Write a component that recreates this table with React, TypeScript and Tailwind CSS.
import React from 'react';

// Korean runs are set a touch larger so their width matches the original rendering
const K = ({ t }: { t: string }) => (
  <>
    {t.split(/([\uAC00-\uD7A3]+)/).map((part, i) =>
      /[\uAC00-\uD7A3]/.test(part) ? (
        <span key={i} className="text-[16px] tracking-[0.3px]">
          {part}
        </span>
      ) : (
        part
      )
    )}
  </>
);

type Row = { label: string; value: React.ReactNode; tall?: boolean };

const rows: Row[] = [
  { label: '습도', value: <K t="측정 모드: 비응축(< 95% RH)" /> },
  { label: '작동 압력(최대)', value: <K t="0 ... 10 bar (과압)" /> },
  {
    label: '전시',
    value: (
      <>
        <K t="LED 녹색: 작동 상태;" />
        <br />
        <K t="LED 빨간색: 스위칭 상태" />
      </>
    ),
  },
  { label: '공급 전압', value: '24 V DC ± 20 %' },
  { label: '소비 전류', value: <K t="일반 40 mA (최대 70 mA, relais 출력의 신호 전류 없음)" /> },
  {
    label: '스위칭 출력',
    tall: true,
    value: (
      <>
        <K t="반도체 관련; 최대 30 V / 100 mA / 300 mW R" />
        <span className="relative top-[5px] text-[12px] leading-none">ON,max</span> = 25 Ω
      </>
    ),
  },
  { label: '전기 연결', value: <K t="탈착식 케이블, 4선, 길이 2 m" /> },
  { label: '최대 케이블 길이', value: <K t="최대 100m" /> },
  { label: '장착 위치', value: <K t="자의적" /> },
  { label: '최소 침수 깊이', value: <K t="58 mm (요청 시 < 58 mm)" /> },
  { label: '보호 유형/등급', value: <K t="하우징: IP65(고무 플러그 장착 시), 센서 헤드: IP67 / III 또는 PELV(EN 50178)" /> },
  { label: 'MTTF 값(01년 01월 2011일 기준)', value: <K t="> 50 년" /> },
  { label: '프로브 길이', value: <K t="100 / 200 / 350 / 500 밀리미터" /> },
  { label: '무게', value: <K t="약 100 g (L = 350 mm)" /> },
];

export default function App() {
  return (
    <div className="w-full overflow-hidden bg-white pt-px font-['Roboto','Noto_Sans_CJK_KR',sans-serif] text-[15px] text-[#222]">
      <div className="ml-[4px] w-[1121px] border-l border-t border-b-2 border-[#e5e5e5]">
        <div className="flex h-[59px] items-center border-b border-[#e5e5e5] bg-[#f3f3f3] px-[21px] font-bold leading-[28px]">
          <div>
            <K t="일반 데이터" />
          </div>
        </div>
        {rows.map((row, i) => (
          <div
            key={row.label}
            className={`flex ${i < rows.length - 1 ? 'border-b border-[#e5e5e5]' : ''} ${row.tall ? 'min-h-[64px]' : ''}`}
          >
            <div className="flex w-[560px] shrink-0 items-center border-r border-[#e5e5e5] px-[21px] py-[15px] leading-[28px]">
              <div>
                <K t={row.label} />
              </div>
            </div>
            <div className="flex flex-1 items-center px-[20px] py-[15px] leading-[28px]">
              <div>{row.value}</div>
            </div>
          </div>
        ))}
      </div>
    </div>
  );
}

Goal - Please output the complete data exactly.

Expected output -
Write a component that recreates this table with React, TypeScript and Tailwind CSS.
import React from 'react';

// Korean runs are set a touch larger so their width matches the original rendering
const K = ({ t }: { t: string }) => (
  <>
    {t.split(/([\uAC00-\uD7A3]+)/).map((part, i) =>
      /[\uAC00-\uD7A3]/.test(part) ? (
        <span key={i} className="text-[16px] tracking-[0.3px]">
          {part}
        </span>
      ) : (
        part
      )
    )}
  </>
);

type Row = { label: string; value: React.ReactNode; tall?: boolean };

const rows: Row[] = [
  { label: '습도', value: <K t="측정 모드: 비응축(< 95% RH)" /> },
  { label: '작동 압력(최대)', value: <K t="0 ... 10 bar (과압)" /> },
  {
    label: '전시',
    value: (
      <>
        <K t="LED 녹색: 작동 상태;" />
        <br />
        <K t="LED 빨간색: 스위칭 상태" />
      </>
    ),
  },
  { label: '공급 전압', value: '24 V DC ± 20 %' },
  { label: '소비 전류', value: <K t="일반 40 mA (최대 70 mA, relais 출력의 신호 전류 없음)" /> },
  {
    label: '스위칭 출력',
    tall: true,
    value: (
      <>
        <K t="반도체 관련; 최대 30 V / 100 mA / 300 mW R" />
        <span className="relative top-[5px] text-[12px] leading-none">ON,max</span> = 25 Ω
      </>
    ),
  },
  { label: '전기 연결', value: <K t="탈착식 케이블, 4선, 길이 2 m" /> },
  { label: '최대 케이블 길이', value: <K t="최대 100m" /> },
  { label: '장착 위치', value: <K t="자의적" /> },
  { label: '최소 침수 깊이', value: <K t="58 mm (요청 시 < 58 mm)" /> },
  { label: '보호 유형/등급', value: <K t="하우징: IP65(고무 플러그 장착 시), 센서 헤드: IP67 / III 또는 PELV(EN 50178)" /> },
  { label: 'MTTF 값(01년 01월 2011일 기준)', value: <K t="> 50 년" /> },
  { label: '프로브 길이', value: <K t="100 / 200 / 350 / 500 밀리미터" /> },
  { label: '무게', value: <K t="약 100 g (L = 350 mm)" /> },
];

export default function App() {
  return (
    <div className="w-full overflow-hidden bg-white pt-px font-['Roboto','Noto_Sans_CJK_KR',sans-serif] text-[15px] text-[#222]">
      <div className="ml-[4px] w-[1121px] border-l border-t border-b-2 border-[#e5e5e5]">
        <div className="flex h-[59px] items-center border-b border-[#e5e5e5] bg-[#f3f3f3] px-[21px] font-bold leading-[28px]">
          <div>
            <K t="일반 데이터" />
          </div>
        </div>
        {rows.map((row, i) => (
          <div
            key={row.label}
            className={`flex ${i < rows.length - 1 ? 'border-b border-[#e5e5e5]' : ''} ${row.tall ? 'min-h-[64px]' : ''}`}
          >
            <div className="flex w-[560px] shrink-0 items-center border-r border-[#e5e5e5] px-[21px] py-[15px] leading-[28px]">
              <div>
                <K t={row.label} />
              </div>
            </div>
            <div className="flex flex-1 items-center px-[20px] py-[15px] leading-[28px]">
              <div>{row.value}</div>
            </div>
          </div>
        ))}
      </div>
    </div>
  );
}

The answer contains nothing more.